Icahn School of Medicine at Mount Sinai, New York, New York.
Icahn School of Medicine at Mount Sinai, New York, New York. Electronic address:

Erratum in

  • J Am Coll Cardiol. 2014 Sep 16;64(11):1186. Bonow, Robert D [Corrected to Bonow, Robert O].


Most cardiomyopathies are familial diseases. Cascade family screening identifies asymptomatic patients and family members with early traits of disease. The inheritance is autosomal dominant in a majority of cases, and recessive, X-linked, or matrilinear in the remaining. For the last 50 years, cardiomyopathy classifications have been based on the morphofunctional phenotypes, allowing cardiologists to conveniently group them in broad descriptive categories. However, the phenotype may not always conform to the genetic characteristics, may not allow risk stratification, and may not provide pre-clinical diagnoses in the family members. Because genetic testing is now increasingly becoming a part of clinical work-up, and based on the genetic heterogeneity, numerous new names are being coined for the description of cardiomyopathies associated with mutations in different genes; a comprehensive nosology is needed that could inform the clinical phenotype and involvement of organs other than the heart, as well as the genotype and the mode of inheritance. The recently proposed MOGE(S) nosology system embodies all of these characteristics, and describes the morphofunctional phenotype (M), organ(s) involvement (O), genetic inheritance pattern (G), etiological annotation (E) including genetic defect or underlying disease/substrate, and the functional status (S) of the disease using both the American College of Cardiology/American Heart Association stage and New York Heart Association functional class.
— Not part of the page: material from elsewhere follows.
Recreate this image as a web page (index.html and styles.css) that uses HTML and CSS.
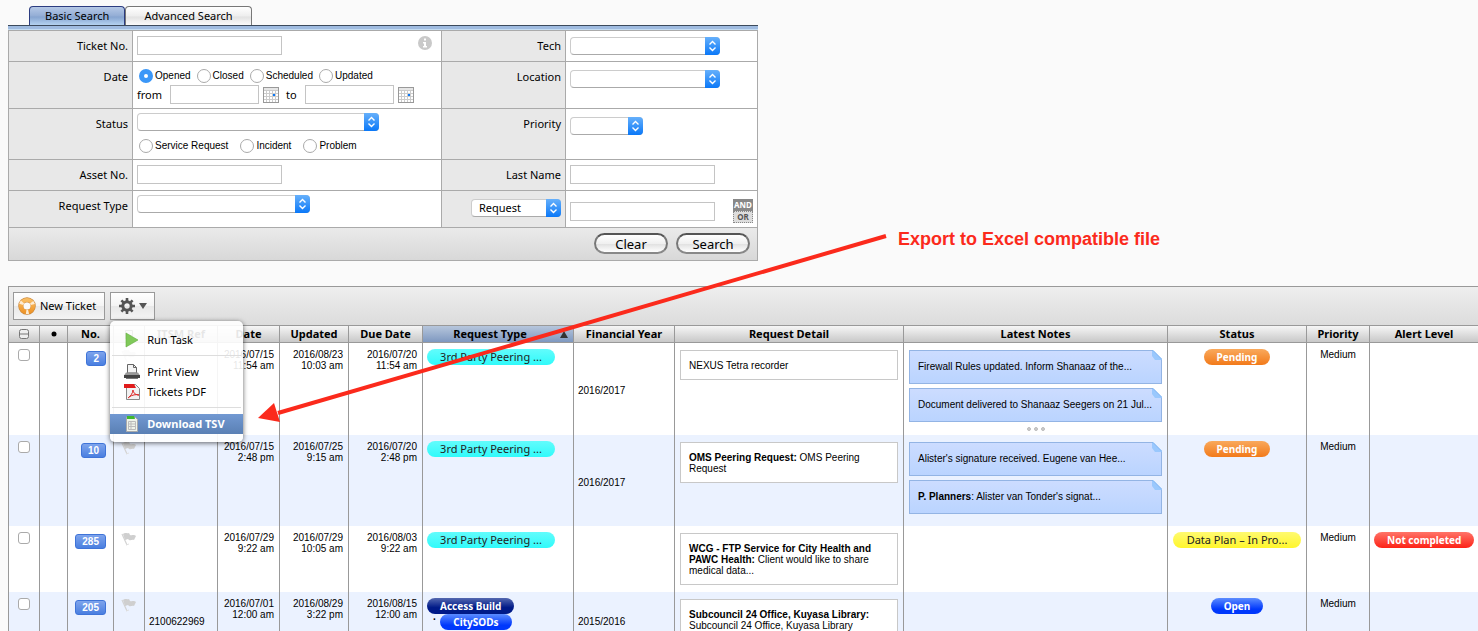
FILE: index.html
```
<!DOCTYPE html>
<html lang="en">
<head>
  <meta charset="UTF-8" />
  <title>Tickets</title>
  <link rel="stylesheet" href="styles.css">
</head>
<body>
  <svg class="sprite" width="0" height="0" aria-hidden="true">
    <defs>
      <linearGradient id="blue" x1="0" y1="0" x2="0" y2="1">
        <stop offset="0" stop-color="#66b0fb" />
        <stop offset="1" stop-color="#0a78f8" />
      </linearGradient>
      <linearGradient id="ring" x1="0" y1="0" x2="0" y2="1">
        <stop offset="0" stop-color="#f8bc62" />
        <stop offset="1" stop-color="#ef962a" />
      </linearGradient>
      <symbol id="updown" viewBox="0 0 15 18">
        <path d="M0 0h11a4 4 0 0 1 4 4v10a4 4 0 0 1-4 4H0z" fill="url(#blue)" />
        <path d="M4.500 7.500l3-3 3 3M4.500 10.500l3 3 3-3" fill="none" stroke="#fff" stroke-width="1.400" />
      </symbol>
      <symbol id="calendar" viewBox="0 0 16 16">
        <rect x=".5" y=".5" width="15" height="15" fill="#fff" stroke="#999" />
        <path d="M1 2h14" stroke="#e6e6e6" stroke-width="2" />
        <path d="M1 3.500h14M1 6.500h14M1 9.500h14M1 12.500h14M3.500 3v12M6.500 3v12M9.500 3v12M12.500 3v12" stroke="#ccc" />
        <rect x="10" y="7" width="2" height="2" fill="#0a78f8" />
      </symbol>
      <symbol id="flag" viewBox="0 0 16 15">
        <path d="M1 2l5 11" stroke="#d2d2d2" stroke-width="1.200" />
        <path d="M2 2c2-2 4 0 6-1l1 2c2 1 4-1 6 1l-2 4c-2-1-3 1-5 0l-1-1c-1 0-2 1-3 1z" fill="#cfcfcf" />
        <path d="M5 13l3-1" stroke="#e0e0e0" />
      </symbol>
      <symbol id="fold" viewBox="0 0 10 10">
        <path d="M0 0h10v10z" class="cut" />
        <path d="M0 0h1l9 9v1H3L0 6z" fill="#9ac8fd" />
        <path d="M0 .5h1l9 9" fill="none" stroke="#84b6f0" />
      </symbol>
    </defs>
  </svg>

  <form class="search">
    <div class="tabs">
      <button type="button" class="tab active">Basic Search</button>
      <button type="button" class="tab">Advanced Search</button>
    </div>
    <div class="tab-bar"></div>

    <div class="fields">
      <div class="name"><label for="ticket-no">Ticket No.</label></div>
      <div class="value split">
        <input type="text" class="box" id="ticket-no">
        <svg class="info" width="14" height="14" viewBox="0 0 14 14"><circle cx="7" cy="7" r="7" fill="#c9c9c9" /><path d="M6 2.500h2v2H6zM5 6h3v4h1v1.500H5V10h1V7.500H5z" fill="#fff" /></svg>
      </div>
      <div class="name"><label for="tech">Tech</label></div>
      <div class="value low">
        <span class="select"><select id="tech" class="medium"><option></option></select><svg width="15" height="18"><use href="#updown" /></svg></span>
      </div>

      <div class="name">Date</div>
      <div class="value date">
        <div class="radios">
          <label><input type="radio" name="date" checked>Opened</label>
          <label><input type="radio" name="date">Closed</label>
          <label><input type="radio" name="date">Scheduled</label>
          <label><input type="radio" name="date">Updated</label>
        </div>
        <div class="range">
          <label for="from">from</label>
          <input type="text" class="box short" id="from">
          <svg width="16" height="16"><use href="#calendar" /></svg>
          <label for="to">to</label>
          <input type="text" class="box short" id="to">
          <svg width="16" height="16"><use href="#calendar" /></svg>
        </div>
      </div>
      <div class="name"><label for="location">Location</label></div>
      <div class="value lower">
        <span class="select"><select id="location" class="medium"><option></option></select><svg width="15" height="18"><use href="#updown" /></svg></span>
      </div>

      <div class="name"><label for="status">Status</label></div>
      <div class="value status">
        <span class="select"><select id="status" class="wide"><option></option></select><svg width="15" height="18"><use href="#updown" /></svg></span>
        <div class="radios spaced">
          <label><input type="radio" name="kind">Service Request</label>
          <label><input type="radio" name="kind">Incident</label>
          <label><input type="radio" name="kind">Problem</label>
        </div>
      </div>
      <div class="name"><label for="priority">Priority</label></div>
      <div class="value lower">
        <span class="select"><select id="priority" class="small"><option></option></select><svg width="15" height="18"><use href="#updown" /></svg></span>
      </div>

      <div class="name"><label for="asset-no">Asset No.</label></div>
      <div class="value"><input type="text" class="box" id="asset-no"></div>
      <div class="name"><label for="last-name">Last Name</label></div>
      <div class="value"><input type="text" class="box" id="last-name"></div>

      <div class="name"><label for="request-type">Request Type</label></div>
      <div class="value status">
        <span class="select"><select id="request-type" class="large"><option></option></select><svg width="15" height="18"><use href="#updown" /></svg></span>
      </div>
      <div class="name">
        <span class="select"><select class="field" aria-label="Field"><option>Request</option></select><svg width="15" height="18"><use href="#updown" /></svg></span>
      </div>
      <div class="value split middle">
        <input type="text" class="box" aria-label="Request">
        <div class="andor"><button type="button" class="on">AND</button><button type="button">OR</button></div>
      </div>
    </div>

    <div class="actions">
      <button type="reset">Clear</button>
      <button type="submit">Search</button>
    </div>
  </form>

  <section class="results">
    <div class="toolbar">
      <button type="button" class="tool">
        <svg width="18" height="18" viewBox="0 0 18 18">
          <circle cx="9" cy="9" r="6" fill="none" stroke="#c9863a" stroke-width="5.500" />
          <circle cx="9" cy="9" r="6" fill="none" stroke="url(#ring)" stroke-width="4.200" />
          <circle cx="9" cy="9" r="6" fill="none" stroke="#fdebd2" stroke-width="4.200" stroke-dasharray="2.500 10.070" stroke-dashoffset="5" />
          <circle cx="9" cy="9" r="3.500" fill="#fafafa" />
        </svg>
        New Ticket
      </button>
      <div class="menu-wrap">
        <button type="button" class="tool gear" aria-label="Actions">
          <svg width="16" height="16" viewBox="0 0 16 16">
            <circle cx="8" cy="8" r="4.200" fill="none" stroke="#555" stroke-width="3" />
            <path d="M8 0v3M8 13v3M0 8h3M13 8h3M2.400 2.400l2 2M11.600 11.600l2 2M2.400 13.600l2-2M11.600 4.400l2-2" stroke="#555" stroke-width="2.600" />
          </svg>
          <svg width="8" height="6" viewBox="0 0 8 6"><path d="M0 0h8L4 6z" fill="#555" /></svg>
        </button>
        <div class="menu">
          <button type="button">
            <svg width="16" height="16" viewBox="0 0 16 16"><path d="M2 1l12 7-12 7z" fill="#80c95a" stroke="#62ad3e" stroke-width=".6" /></svg>
            Run Task
          </button>
          <hr>
          <button type="button">
            <svg width="16" height="16" viewBox="0 0 16 16"><path d="M3.500 9V.5h6l3 3V9z" fill="#f4f4f4" stroke="#666" /><path d="M9.500.5v3h3" fill="none" stroke="#666" /><path d="M2 8.500h12l2 3H0z" fill="#999" /><path d="M0 11h16v3H0z" fill="#444" /><path d="M2 14.500h12" stroke="#777" /></svg>
            Print View
          </button>
          <button type="button">
            <svg width="16" height="16" viewBox="0 0 16 16"><path d="M2.500.5h9l4 4v11h-13z" fill="#f2f2f2" stroke="#888" /><path d="M0 0h10l2 4H0z" fill="#e01b1b" /><path d="M4 14c2-1 5-5 5-8 0 3 3 5 6 5-3-1-7 0-10 2" fill="none" stroke="#d22" /></svg>
            Tickets PDF
          </button>
          <hr>
          <button type="button" class="selected">
            <svg width="16" height="16" viewBox="0 0 16 16"><path d="M2.500 1.500h9l2 2v12h-11z" fill="#eef3ea" stroke="#aaa" /><path d="M3 0h7l1 3H3z" fill="#3fb82f" /><path d="M4.500 5.500h7v8h-7zM4.500 8h7M4.500 10.500h7M7 5.500v8" fill="none" stroke="#bbb" /></svg>
            Download TSV
          </button>
        </div>
      </div>
    </div>

    <table>
      <colgroup>
        <col class="c-check"><col class="c-dot"><col class="c-no"><col class="c-flag"><col class="c-ref">
        <col class="c-date"><col class="c-updated"><col class="c-due"><col class="c-type"><col class="c-year">
        <col class="c-detail"><col class="c-notes"><col class="c-status"><col class="c-priority"><col>
      </colgroup>
      <thead>
        <tr>
          <th><svg width="10" height="10" viewBox="0 0 10 10"><rect x=".5" y=".5" width="9" height="9" rx="2" fill="#eee" stroke="#777" /><path d="M1 5h8" stroke="#777" /></svg></th>
          <th><svg width="6" height="6" viewBox="0 0 6 6"><circle cx="3" cy="3" r="2.500" /></svg></th>
          <th>No.</th>
          <th><svg width="8" height="9" viewBox="0 0 8 9"><path d="M.5 9V.5h7v5h-7" fill="none" stroke="#555" /></svg></th>
          <th>ITSM Ref</th>
          <th>Date</th>
          <th>Updated</th>
          <th>Due Date</th>
          <th class="sorted"><span>Request Type</span><svg width="8" height="7" viewBox="0 0 8 7"><path d="M0 7h8L4 0z" fill="#333" /></svg></th>
          <th>Financial Year</th>
          <th>Request Detail</th>
          <th>Latest Notes</th>
          <th>Status</th>
          <th>Priority</th>
          <th>Alert Level</th>
        </tr>
      </thead>
      <tbody>
        <tr>
          <td class="check"><input type="checkbox" aria-label="Ticket 2"></td>
          <td></td>
          <td class="no"><a href="#" class="badge">2</a></td>
          <td class="flag"><svg width="16" height="15"><use href="#flag" /></svg></td>
          <td class="mid"></td>
          <td class="when">2016/07/15<br>11:54 am</td>
          <td class="when">2016/08/23<br>10:03 am</td>
          <td class="when">2016/07/20<br>11:54 am</td>
          <td class="type"><span class="pill cyan">3rd Party Peering ...</span></td>
          <td class="mid">2016/2017</td>
          <td class="detail"><div class="card">NEXUS Tetra recorder</div></td>
          <td class="notes">
            <div class="note">Firewall Rules updated. Inform Shanaaz of the...<svg width="10" height="10"><use href="#fold" /></svg></div>
            <div class="note">Document delivered to Shanaaz Seegers on 21 Jul...<svg width="10" height="10"><use href="#fold" /></svg></div>
            <svg class="more" width="18" height="4" viewBox="0 0 18 4"><g fill="#ccc" stroke="#bbb"><circle cx="2" cy="2" r="1.500" /><circle cx="9" cy="2" r="1.500" /><circle cx="16" cy="2" r="1.500" /></g></svg>
          </td>
          <td class="center"><span class="pill orange">Pending</span></td>
          <td class="center">Medium</td>
          <td></td>
        </tr>
        <tr>
          <td class="check"><input type="checkbox" aria-label="Ticket 10"></td>
          <td></td>
          <td class="no"><a href="#" class="badge">10</a></td>
          <td class="flag"><svg width="16" height="15"><use href="#flag" /></svg></td>
          <td class="mid"></td>
          <td class="when">2016/07/15<br>2:48 pm</td>
          <td class="when">2016/07/25<br>9:15 am</td>
          <td class="when">2016/07/20<br>2:48 pm</td>
          <td class="type"><span class="pill cyan">3rd Party Peering ...</span></td>
          <td class="mid">2016/2017</td>
          <td class="detail"><div class="card"><b>OMS Peering Request:</b> OMS Peering Request</div></td>
          <td class="notes last">
            <div class="note">Alister's signature received. Eugene van Hee...<svg width="10" height="10"><use href="#fold" /></svg></div>
            <div class="note"><b>P. Planners</b>: Alister van Tonder's signat...<svg width="10" height="10"><use href="#fold" /></svg></div>
          </td>
          <td class="center"><span class="pill orange">Pending</span></td>
          <td class="center">Medium</td>
          <td></td>
        </tr>
        <tr>
          <td class="check"><input type="checkbox" aria-label="Ticket 285"></td>
          <td></td>
          <td class="no"><a href="#" class="badge">285</a></td>
          <td class="flag"><svg width="16" height="15"><use href="#flag" /></svg></td>
          <td class="mid"></td>
          <td class="when">2016/07/29<br>9:22 am</td>
          <td class="when">2016/07/29<br>10:05 am</td>
          <td class="when">2016/08/03<br>9:22 am</td>
          <td class="type"><span class="pill cyan">3rd Party Peering ...</span></td>
          <td class="mid"></td>
          <td class="detail"><div class="card"><b>WCG - FTP Service for City Health and PAWC Health:</b> Client would like to share medical data...</div></td>
          <td></td>
          <td class="center"><span class="pill yellow">Data Plan – In Pro...</span></td>
          <td class="center">Medium</td>
          <td class="center"><span class="pill red">Not completed</span></td>
        </tr>
        <tr>
          <td class="check"><input type="checkbox" aria-label="Ticket 205"></td>
          <td></td>
          <td class="no"><a href="#" class="badge">205</a></td>
          <td class="flag"><svg width="16" height="15"><use href="#flag" /></svg></td>
          <td class="mid">2100622969</td>
          <td class="when">2016/07/01<br>12:00 am</td>
          <td class="when">2016/08/29<br>3:22 pm</td>
          <td class="when">2016/08/15<br>12:00 am</td>
          <td class="type">
            <span class="pill navy">Access Build</span>
            <div class="sub"><span>·</span><span class="pill blue">CitySODs</span></div>
          </td>
          <td class="mid">2015/2016</td>
          <td class="detail"><div class="card"><b>Subcouncil 24 Office, Kuyasa Library:</b> Subcouncil 24 Office, Kuyasa Library</div></td>
          <td></td>
          <td class="center"><span class="pill blue">Open</span></td>
          <td class="center">Medium</td>
          <td></td>
        </tr>
      </tbody>
    </table>
  </section>

  <!-- callout for the export menu item -->
  <svg class="arrow" width="630" height="190" viewBox="0 0 630 190">
    <path d="M628 2L20 179" stroke="#fb2a1c" stroke-width="4" />
    <path d="M0 184l16-15 6 19z" fill="#fb2a1c" />
  </svg>
  <p class="callout">Export to Excel compatible file</p>
</body>
</html>
```
FILE: styles.css
```
* {
  box-sizing: border-box;
}

body {
  position: relative;
  height: 100vh;
  margin: 0;
  padding: 6px 0 0 8px;
  overflow: hidden;
  background: #fafafa;
  color: #000;
  font-family: "Noto Sans", "Open Sans", sans-serif;
  font-size: 11px;
  line-height: 14px;
}

button {
  margin: 0;
  padding: 0;
  border: none;
  background: none;
  color: #000;
  font: inherit;
}

svg {
  display: block;
}

.sprite {
  position: absolute;
}

/* search form */
.search {
  width: 750px;
}

.tabs {
  display: flex;
  padding-left: 21px;
}

.tab {
  height: 19px;
  padding: 0 18px;
  border: 1px solid #777;
  border-bottom: none;
  border-radius: 4px 4px 0 0;
  background: linear-gradient(#fff, #eee 50%, #e2e2e2 55%, #fafafa);
}

.tab.active {
  padding: 0 15px;
  border-color: #2c3c80;
  background: linear-gradient(#b5c8e6, #93add5 50%, #86a4d0 55%, #b4d2f0);
}

.tab-bar {
  height: 5px;
  border-top: 1px solid #3c4a5c;
  border-bottom: 1px solid #c4dcf2;
  background: #9fbbe0;
}

.fields {
  display: grid;
  grid-template-columns: 124px 309px 124px 1fr;
  border-right: 1px solid #aaa;
}

.name, .value {
  border-top: 1px solid #aaa;
  border-left: 1px solid #aaa;
}

.name {
  padding: 8px 4px 0;
  background: #e8e8e8;
  text-align: right;
}

.value {
  padding: 5px 4px 6px;
  background: #fff;
}

.value.low {
  padding-top: 6px;
}

.value.lower {
  padding-top: 8px;
}

.value.status {
  padding-top: 4px;
}

.value.date {
  padding: 7px 4px 4px;
}

.split {
  display: flex;
  justify-content: space-between;
}

.split .info {
  margin-right: 5px;
}

.value.middle {
  align-items: center;
  padding: 8px 4px 4px;
}

.box {
  display: block;
  width: 145px;
  height: 19px;
  margin: 0;
  border: 1px solid #c4c4c4;
  background: #fff;
}

.box.short {
  width: 89px;
}

.select {
  display: inline-grid;
  vertical-align: top;
}

.select select {
  grid-area: 1 / 1;
  height: 18px;
  padding: 0 7px;
  border: 1px solid #ccc;
  border-bottom-color: #aaa;
  border-radius: 4px;
  background: #fff;
  color: #000;
  font: inherit;
  line-height: 16px;
  appearance: none;
}

.select svg {
  grid-area: 1 / 1;
  justify-self: end;
  pointer-events: none;
}

.select .small { width: 73px; }
.select .field { width: 90px; }
.select .medium { width: 150px; }
.select .large { width: 173px; }
.select .wide { width: 242px; }

.radios {
  display: flex;
  gap: 6px;
  padding-left: 2px;
  font: 10px/14px "Liberation Sans", Arial, sans-serif;
}

.radios.spaced {
  gap: 12px;
  padding-top: 8px;
}

.radios label {
  display: flex;
  gap: 2px;
}

.radios input {
  width: 14px;
  height: 14px;
  margin: 0;
  border: 1px solid #aaa;
  border-radius: 50%;
  background: #fff;
  appearance: none;
}

.radios input:checked {
  border: 5px solid #3b97f8;
}

.range {
  display: flex;
  align-items: center;
  gap: 4px;
  padding-top: 2px;
}

.range .box {
  margin-left: 4px;
}

.range svg + label {
  margin-left: 3px;
}

.andor {
  display: flex;
  flex-direction: column;
  width: 20px;
}

.andor button {
  height: 12px;
  border: 1px dotted #888;
  background: #ddd;
  color: #555;
  font-size: 8px;
  font-weight: bold;
  line-height: 10px;
}

.andor .on {
  border-style: solid;
  background: #888;
  color: #fff;
}

.actions {
  display: flex;
  justify-content: flex-end;
  gap: 8px;
  padding: 5px 7px 6px;
  border: 1px solid #aaa;
  background: linear-gradient(#eaeaea, #d8d8d8);
}

.actions button {
  width: 74px;
  height: 21px;
  border: 2px solid #666;
  border-color: #555 #777 #888;
  border-radius: 11px;
  background: linear-gradient(#fff, #f0f0f0 50%, #e2e2e2 55%, #fff);
  font-size: 13px;
  line-height: 16px;
}

/* ticket list */
.results {
  margin-top: 25px;
  border-top: 1px solid #999;
  border-left: 1px solid #999;
}

.toolbar {
  display: flex;
  gap: 5px;
  padding: 5px 4px;
  background: linear-gradient(#eee, #dcdcdc);
}

.tool {
  display: flex;
  align-items: center;
  gap: 4px;
  height: 28px;
  padding: 0 8px 0 4px;
  border: 1px solid #999;
  background: linear-gradient(#fff, #f4f4f4 50%, #e8e8e8 50%, #f4f4f4);
}

.tool.gear {
  padding: 0 7px 0 8px;
}

.menu-wrap {
  position: relative;
}

.menu {
  position: absolute;
  top: 29px;
  left: 0;
  width: 133px;
  padding: 9px 0 8px;
  border-radius: 5px;
  background: rgba(255, 255, 255, 0.9);
  box-shadow: 0 1px 5px rgba(0, 0, 0, 0.6);
}

.menu button {
  display: flex;
  align-items: center;
  gap: 7px;
  width: 100%;
  height: 20px;
  padding-left: 14px;
  white-space: nowrap;
}

.menu hr {
  margin: 5px 2px 6px;
  border: none;
  border-top: 1px solid #ddd;
}

.menu .selected {
  background: linear-gradient(#7299d2, #5a80b4);
  color: #fff;
  font-weight: bold;
}

table {
  width: 100%;
  border-spacing: 0;
  table-layout: fixed;
  font: 10px/11px "Liberation Sans", Arial, sans-serif;
}

.c-check { width: 30px; }
.c-dot { width: 28px; }
.c-no { width: 46px; }
.c-flag { width: 31px; }
.c-ref { width: 73px; }
.c-date { width: 62px; }
.c-updated { width: 69px; }
.c-due { width: 74px; }
.c-type { width: 151px; }
.c-year { width: 101px; }
.c-detail { width: 229px; }
.c-notes { width: 264px; }
.c-status { width: 139px; }
.c-priority { width: 63px; }

th {
  height: 18px;
  padding: 0;
  border-top: 1px solid #999;
  border-bottom: 1px solid #999;
  background: linear-gradient(#f6f6f6, #c8c8c8);
  font: bold 11px/16px "Noto Sans", "Open Sans", sans-serif;
  white-space: nowrap;
}

th + th, td + td {
  border-left: 1px solid #999;
}

th svg {
  margin: 0 auto;
}

.sorted {
  position: relative;
  padding-right: 16px;
  background: linear-gradient(#b6c6dc, #7e98c0);
}

.sorted svg {
  position: absolute;
  top: 5px;
  right: 5px;
}

tbody tr {
  --row: #fff;
  background: var(--row);
}

tbody tr:nth-child(even) {
  --row: #ebf2ff;
}

td {
  padding: 6px 4px 0;
  vertical-align: top;
}

td.mid {
  padding-top: 3px;
  vertical-align: middle;
}

.check input {
  display: block;
  width: 12px;
  height: 12px;
  margin: 0 auto;
  border: 1px solid #aaa;
  border-radius: 3px;
  background: #fff;
  appearance: none;
}

td.no {
  padding: 8px 7px 0 0;
  text-align: right;
}

.badge {
  display: inline-block;
  padding: 0 6px;
  border: 1px solid #3f74d8;
  border-radius: 3px;
  background: linear-gradient(#7ea4ec, #4a7fe0);
  color: #fff;
  font-weight: bold;
  line-height: 13px;
  text-decoration: none;
}

td.flag {
  padding-left: 7px;
}

td.when {
  padding-right: 5px;
  text-align: right;
}

td.center {
  text-align: center;
}

.pill {
  display: block;
  width: fit-content;
  max-width: 128px;
  height: 16px;
  padding: 0 13px;
  border-radius: 8px;
  color: #fff;
  font: bold 10px/16px "Noto Sans", "Open Sans", sans-serif;
  text-align: center;
  white-space: nowrap;
}

.center .pill {
  margin: 0 auto;
}

.pill.cyan, .pill.yellow {
  width: 128px;
  padding: 0;
  color: #222;
  font-size: 11px;
  font-weight: normal;
}

.cyan { background: linear-gradient(#62fcfc, #30fafa); }
.yellow { background: linear-gradient(#fffa70, #fff62c); }
.orange { background: linear-gradient(#f9a95c, #f27a1a); }
.red { background: linear-gradient(#ff7468, #fd2216); }
.navy { background: linear-gradient(#5468b0, #001a88 60%); }
.blue { background: linear-gradient(#5c8cff, #0038fc 70%); }

.sub {
  display: flex;
  gap: 4px;
  padding-left: 6px;
  font-weight: bold;
}

td.detail, td.notes {
  padding: 7px 5px;
}

.card {
  padding: 9px 8px 8px;
  border: 1px solid #c8c8c8;
  background: #fff;
}

.notes .note {
  position: relative;
  height: 34px;
  margin-bottom: 4px;
  padding: 10px 8px;
  border: 1px solid #93b4e4;
  background: linear-gradient(#ccdcff, #bad4ff);
  white-space: nowrap;
}

.note svg {
  position: absolute;
  top: -1px;
  right: -1px;
}

.cut {
  fill: var(--row);
}

td.notes {
  padding-bottom: 4px;
}

td.notes.last {
  padding-bottom: 8px;
}

.more {
  margin: 5px auto 0;
}

/* callout */
.arrow {
  position: absolute;
  top: 234px;
  left: 258px;
  pointer-events: none;
}

.callout {
  position: absolute;
  top: 229px;
  left: 898px;
  margin: 0;
  color: #fb2a1c;
  font: bold 18px/20px "Liberation Sans", Arial, sans-serif;
}
```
The proposed nomenclature is supported by a web-assisted application and assists in the description of cardiomyopathy in symptomatic or asymptomatic patients and family members in the context of genetic testing. It is expected that such a nomenclature would help group cardiomyopathies on their etiological basis, describe complex genetics, and create collaborative registries.